We’re Too Old For This Crap

David Writes

One of our top priorities when becoming gypsy — as opposed to empty — nesters was to use our new found freedom to see family and friends that we hadn’t been able to visit in years.

While finishing up our child-rearing years on a Caribbean island a thousand miles from the mainland we were understandably limited in our opportunities to drop in on folks.

Now that we are unfettered, we have had the opportunity to reunite with quite a few of our old friends. In every case I’ve noticed that we picked up right where we left off. It was like ten days had past since our last visit, not ten years.

Is this a function of getting a little older? I think that’s a big part of it. After putting a few decades behind us we have learned not to manufacture troubles. We could look for a reason to be pissy, get all “Why haven’t you kept in touch better?” or we can be thrilled to see an old chum. Fortunately, everyone chose the latter.

One of these friends, whom I hadn’t seen in over a decade, really opened my eyes. Our last encounter was under less-than-stellar circumstances and I was a little anxious about seeing him again.

Driving the point home a little harder was the fact that we were seeing each other for the first time in years at the funeral of a mutual friend who had shared in some of the tribulations.

My fear melted away as soon as he reached out to greet me. It turned out that neither of us harbored any hard feelings and after a while he said “David, when we get to this age it’s just not worth worrying about crap like that.”

He was so right. We had years of friendship to look back on so why dwell on the rough patches?

All of our shared experiences, good and bad, bind friendships together. Now we can recall and retell these events, embellishing them into tall tales, at our reunions. These invariably end in guffaws of crazy laughter. “Remember that time we…?”

My musician friends and I predictably return to war stories from our years on the road. There is nearly a battlefield type camaraderie that touring days, weeks and months on end trapped together on a bus develops.

The band and crew become the entire known world in a crazy “us against them” roadshow. The names we would give these tours said it all. Humor is definitely your buddy deep in the throes of a “mud and dust,” “death march to Bataan” or “bring your helmet” tour.

At times the laughing jags would take the stage with us. I recall one night when it was a little hard to sing while doubled over, crying and drooling uncontrollably over something our lunatic keyboard player had whispered in my ear right before the second verse.

We literally ended up on our knees and couldn’t even play anymore.

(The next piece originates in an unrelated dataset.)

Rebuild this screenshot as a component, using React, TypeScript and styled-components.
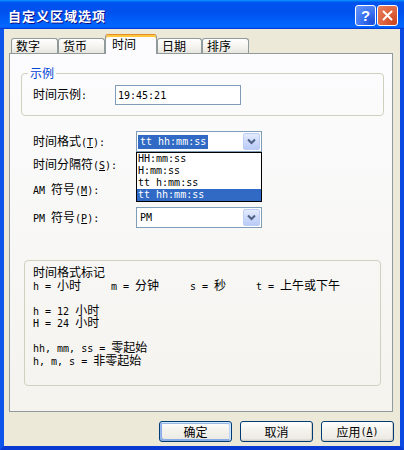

I always liked giving the audience their money’s worth.

For Veronica and her friends, the conversation tends to gravitate to zany antics involving kids and times they scared the living crap out of us.

Sure, NOW we can laugh about when one of our little ones destroyed her tibia in an accident at Veronica’s best friend’s house while we were attending a pre-cell-phone wedding — since she is perfectly ambulatory 20 years later — but at the time, not so much.

The kind of fear we all felt when dealing with a crisis like that — and the relief after it subsided — really cements a friendship. On the bright side, we got to watch a four-year-old crab scoot around on her butt in a radiation-green hip-to-toe cast for weeks. THAT’s entertainment.

Much more than our hairlines, waistlines or an offspring’s ability to walk has changed over years. Our friends’ children have grown in our absence — all of them looking nothing like the mental picture we had of them as ten-year-olds with missing front teeth. Most of them are adults now. Weird how that happens.

An added bonus to these renewed relationships is that technology has made it a whole lot easier to stay in touch. Now we can have much more contact than we ever did before the rise of social media.

Facebook is no doubt the king of old-friend-finding-and-keeping-in-touch-with, but Twitter, texting and email are all members of the royal court. With their help we can keep tabs on the antics of friends and family online with just a few clicks a day.

Speaking of family, in the best of worlds we should be able to put past grievances behind us but, for no apparent reason, no one seems to hold a grudge like kin.

Even though our new found freedom has granted us opportunities to visit family members we hadn’t seen in years, some of the get-togethers were still a bit strained.

How can kids who nearly killed each other on a regular basis back in childhood carry resentment over completely non-lethal misunderstandings as adults?

I don’t have an answer but I do have a suggestion…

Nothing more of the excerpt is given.